I also remember the police bought some sort of armored personel carrier that they were quite proud of. Always made a showing at the riots.
hey dude,
"the police have themselves an RV"...
what do you expect in columbus?
but as a born buckeye, it was fantastic seeing the red and gray (ha! my school's colors, too!) win it all!
cheers,
drf
the hipster handbook is a joke. it started as a local (williamsburg) thing, got picked up in big media, and eventually got published. some words are real, most are not, though eventually they may be. i've lived in the 'burg for years and have followed this story with amusement. laughed myself out of bed this morning when i woke up to some self-proclaimed hipster explaining that preppy clothes may be, once again, deck. "piece" gets my vote as the best.
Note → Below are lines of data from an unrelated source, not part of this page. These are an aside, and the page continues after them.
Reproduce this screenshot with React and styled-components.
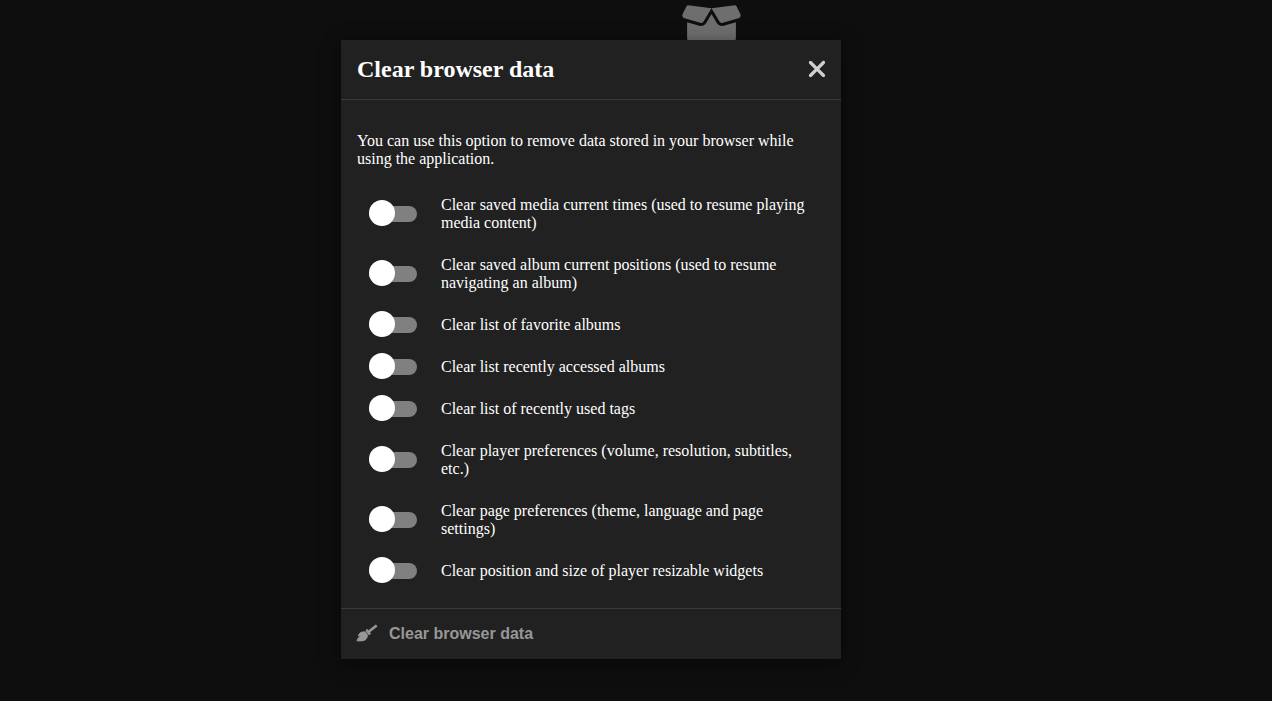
import React, { useState } from "react";
import styled, { createGlobalStyle } from "styled-components";
import { FaBroom } from "react-icons/fa";
import { FaBoxOpen, FaXmark } from "react-icons/fa6";

const GlobalStyle = createGlobalStyle`
  *, *::before, *::after { box-sizing: border-box; }
  body {
    margin: 0;
    background: #0e0e0e;
    color: #fff;
    font: 16px/18px "Liberation Serif", "Times New Roman", serif;
  }
`;

const Page = styled.div`
  display: grid;
  min-height: 100vh;
`;

const Background = styled.main`
  grid-area: 1 / 1;
  display: flex;
  justify-content: center;
  align-items: flex-start;
  padding: 2px 0 0 150px;
  color: #6e6e6e;
`;

const EmptyIcon = styled(FaBoxOpen)`
  width: 61px;
  height: 49px;
`;

const Overlay = styled.div`
  grid-area: 1 / 1;
  z-index: 1;
  display: flex;
  justify-content: center;
  align-items: flex-start;
  padding: 40px 90px 40px 0;
`;

const Dialog = styled.section`
  width: 100%;
  max-width: 500px;
  background: #212121;
  box-shadow: 0 4px 16px rgba(0, 0, 0, 0.5);
`;

const Header = styled.header`
  display: flex;
  align-items: center;
  justify-content: space-between;
  height: 60px;
  padding: 0 11px 2px 16px;
  border-bottom: 1px solid #3a3a3a;
`;

const Title = styled.h2`
  margin: 0;
  font-size: 24px;
  line-height: 28px;
`;

const CloseButton = styled.button`
  display: flex;
  padding: 0;
  border: 0;
  background: none;
  color: #d0d0d0;
  cursor: pointer;

  svg {
    width: 26px;
    height: 26px;
  }
`;

const Body = styled.div`
  padding: 16px;
`;

const Intro = styled.p`
  margin: 16px 0;
`;

const Options = styled.ul`
  margin: 0;
  padding: 0;
  list-style: none;
`;

const Option = styled.li`
  display: flex;
  align-items: center;
  gap: 24px;
  padding: 12px;
`;

const Toggle = styled.input.attrs({ type: "checkbox" })`
  appearance: none;
  position: relative;
  flex: none;
  width: 48px;
  height: 16px;
  margin: 0;
  border-radius: 8px;
  background: #808080;
  cursor: pointer;

  &::after {
    content: "";
    position: absolute;
    top: -6px;
    left: 0;
    width: 26px;
    height: 26px;
    border-radius: 50%;
    background: #fff;
  }

  &:checked {
    background: #c62828;
  }

  &:checked::after {
    left: 22px;
  }
`;

const Footer = styled.footer`
  display: flex;
  align-items: center;
  height: 51px;
  padding: 0 16px;
  border-top: 1px solid #3a3a3a;
`;

const ActionButton = styled.button`
  display: flex;
  align-items: flex-start;
  gap: 12px;
  padding: 0;
  border: 0;
  background: none;
  color: #fff;
  font: bold 16px/18px "Liberation Sans", Arial, sans-serif;
  cursor: pointer;

  &:disabled {
    color: #979797;
    cursor: default;
  }

  svg {
    width: 20px;
    height: 16px;
    overflow: visible;
    stroke-width: 24px;
  }
`;

const OPTIONS = [
  ["times", "Clear saved media current times (used to resume playing media content)"],
  ["positions", "Clear saved album current positions (used to resume navigating an album)"],
  ["favorites", "Clear list of favorite albums"],
  ["recent-albums", "Clear list recently accessed albums"],
  ["recent-tags", "Clear list of recently used tags"],
  ["player", "Clear player preferences (volume, resolution, subtitles, etc.)"],
  ["page", "Clear page preferences (theme, language and page settings)"],
  ["widgets", "Clear position and size of player resizable widgets"],
];

export default function App() {
  const [selected, setSelected] = useState({});
  const anySelected = Object.values(selected).some(Boolean);

  return (
    <>
      <GlobalStyle />
      <Page>
        <Background>
          <EmptyIcon aria-hidden="true" />
        </Background>
        <Overlay>
          <Dialog role="dialog" aria-labelledby="dialog-title">
            <Header>
              <Title id="dialog-title">Clear browser data</Title>
              <CloseButton type="button" aria-label="Close">
                <FaXmark />
              </CloseButton>
            </Header>
            <Body>
              <Intro>
                You can use this option to remove data stored in your browser while using the
                application.
              </Intro>
              <Options>
                {OPTIONS.map(([id, label]) => (
                  <Option key={id}>
                    <Toggle
                      id={id}
                      checked={!!selected[id]}
                      onChange={(e) => setSelected({ ...selected, [id]: e.target.checked })}
                    />
                    <label htmlFor={id}>{label}</label>
                  </Option>
                ))}
              </Options>
            </Body>
            <Footer>
              <ActionButton type="button" disabled={!anySelected}>
                <FaBroom />
                Clear browser data
              </ActionButton>
            </Footer>
          </Dialog>
        </Overlay>
      </Page>
    </>
  );
}
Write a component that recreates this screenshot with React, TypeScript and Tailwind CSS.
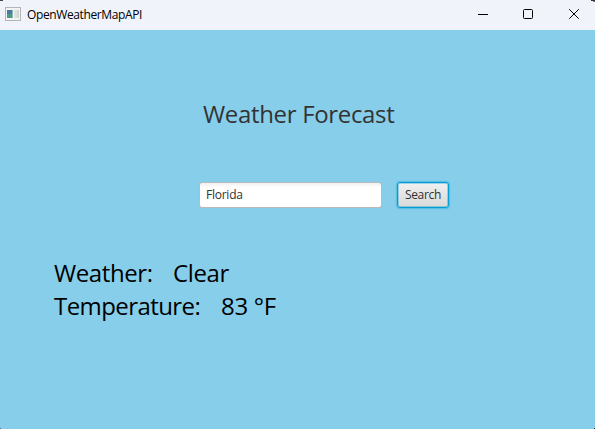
import React from 'react';

function AppIcon() {
  return (
    <svg width="16" height="14" viewBox="0 0 16 14" shapeRendering="crispEdges" className="mb-0.5 ml-[5px]">
      <rect x="0.5" y="0.5" width="15" height="13" fill="#f3f3f3" stroke="#b3b5bb" />
      <rect x="2" y="3" width="5" height="8" fill="#4a7aa0" />
      <rect x="2" y="7" width="5" height="4" fill="#4b9a85" />
      <rect x="7" y="3" width="1" height="8" fill="#8fb9b8" />
      <rect x="9" y="3" width="3" height="8" fill="#e0e2e2" />
      <rect x="12" y="3" width="2" height="8" fill="#d2d4d2" />
    </svg>
  );
}

function TitleBar() {
  return (
    <header className="flex h-[30px] items-center bg-[#f0f3f9]">
      <AppIcon />
      <h1 className="ml-1.5 flex-1 whitespace-nowrap text-[12px] leading-4 tracking-[-0.38px] text-black">OpenWeatherMapAPI</h1>
      <button aria-label="Minimize" className="flex h-full w-[46px] items-center justify-center pl-1.5">
        <svg width="10" height="10" shapeRendering="crispEdges"><path d="M0 4.5H10" stroke="#000" /></svg>
      </button>
      <button aria-label="Maximize" className="flex h-full w-[46px] items-center justify-center pl-1">
        <svg width="10" height="10" fill="none" className="mb-0.5"><rect x="0.5" y="0.5" width="9" height="9" rx="1" stroke="#000" /></svg>
      </button>
      <button aria-label="Close" className="flex h-full w-[46px] items-center justify-center pl-1">
        <svg width="10" height="10" fill="none" className="mb-0.5"><path d="M0.2 0.2L9.8 9.8M9.8 0.2L0.2 9.8" stroke="#000" /></svg>
      </button>
    </header>
  );
}

export default function App() {
  return (
    <div className="relative flex h-[429px] w-[595px] flex-col overflow-hidden bg-[#87ceeb] font-['Open_Sans','Noto_Sans',sans-serif]">
      <TitleBar />
      <main className="flex flex-col">
        <h2 className="ml-[203px] mt-[67px] h-[34px] whitespace-nowrap text-[24px] leading-[34px] tracking-[-0.33px] text-[#333333]">
          Weather Forecast
        </h2>
        <div className="ml-[199px] mt-[51px] flex h-[26px] gap-[15px]">
          <div className="flex h-[26px] w-[183px] items-center rounded-[3px] border border-[#bababa] bg-linear-to-b from-[#f1f1f1] to-white to-20% pl-1.5 text-[12px] leading-4 tracking-[-0.25px] text-[#323232]">
            <span>Florida</span>
          </div>
          <button className="flex h-[26px] w-[52px] items-center justify-center rounded-[3px] border border-[#039ed3] bg-linear-to-b from-[#f0f0f0] to-[#d9d9d9] text-[12px] leading-4 tracking-[-0.3px] text-[#323232] shadow-[0_0_1px_1px_rgba(3,158,211,0.35),inset_0_0_0_1px_rgba(3,158,211,0.35)]">
            Search
          </button>
        </div>
        <dl className="ml-[54px] mt-[48px] text-[24px] leading-[33px] tracking-[-0.4px] text-black">
          <div className="flex h-[33px] whitespace-nowrap">
            <dt className="w-[119px]">Weather:</dt>
            <dd>Clear</dd>
          </div>
          <div className="flex h-[33px] whitespace-nowrap">
            <dt className="w-[167px] tracking-[-0.58px]">Temperature:</dt>
            <dd className="tracking-[-0.3px]">83 °F</dd>
          </div>
        </dl>
      </main>
      <div className="absolute left-0 top-0 h-px w-[3px] bg-[#444444]" />
      <div className="absolute right-0 top-0 h-px w-[4px] bg-[#333333]" />
      <div className="absolute right-0 top-px h-px w-[2px] bg-[#77797d]" />
      <div className="absolute bottom-0 left-0 size-px bg-[#55717d]" />
      <div className="absolute bottom-0 right-0 size-px bg-[#333333]" />
    </div>
  );
}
not sure, but it might have been mcsweeney's or some thing like it that first published the handbook.
Is anything "outasight" again? It's about time for that to start rolling back into usage.
Tassels respect me. I can drink a whole jug and still bust a mean moby.
Where the hell are my tea shades?
I heard that story. I thought the joke was on NPR because I'd heard that the Hipster Handbook was a spoof meant to mock hipsters, not celebrate them. But I guess it isn't a put-on. But I'll never know for sure. Damn you, rampant irony!
God, what's more pathetic than something that comes off as satire but isn't?
Teen1: Oh, here comes that cannonball guy. He's cool.
Teen2: Are you being sarcastic, dude?
Teen1: I don't even know anymore.
The slang is almost entirely a joke similar to the one pulled by the record company intern on Rick Marin, the New YOrk Times style reporter, in the early 90's, in which he told him all this made-up slang like "wack slacks" for blue jeans. Marin then reported it all as fact. Ironically, Rick Marin reviewed the book for the NYT, and tried to finesse the issue of whether or not the slang was real in some way I can't remember.
"Deck" also means skateboard. Using it to mean "cool" is at least kinda sorta semi real. I've never heard anyone say it with a straight face exactly, but I heard it used this way before the book came out, mostly by Williamsburgers and Brits, but again, sort of tongue-in-cheek.
If someone is dressed in a cool way, then they are decked out. And when the halls are decked, they're pretty cool.
Also, around campus, houses with a deck are "cool" (as you Fogerties put it). Especially when they are several stories high and provide a good vantage point for lobbing bottles at the fuzz.
My favorites were "piece" and "shitter". Even if they weren't real before, they're too good to leave out of my idiolect.
And speaking of the fuzz, has anyone else encountered the term "Ghetto Bird"? We've got one here in CMH. In fact, one of the pilots has the vanity tag "GDO BRD" on his car.
Ghetto Bird = Police Helicopter
From album track of same name by Ice Cube (1993)
But lets not start confusing hipsta with gansgta or I'm gonna be all mixed up.
Oh yeah. Used to live in Columbus around OSU. Lots of memories of the ghetto bird flying above my apartment at night with its search light on. I was glad to live on the 2nd floor when that happened.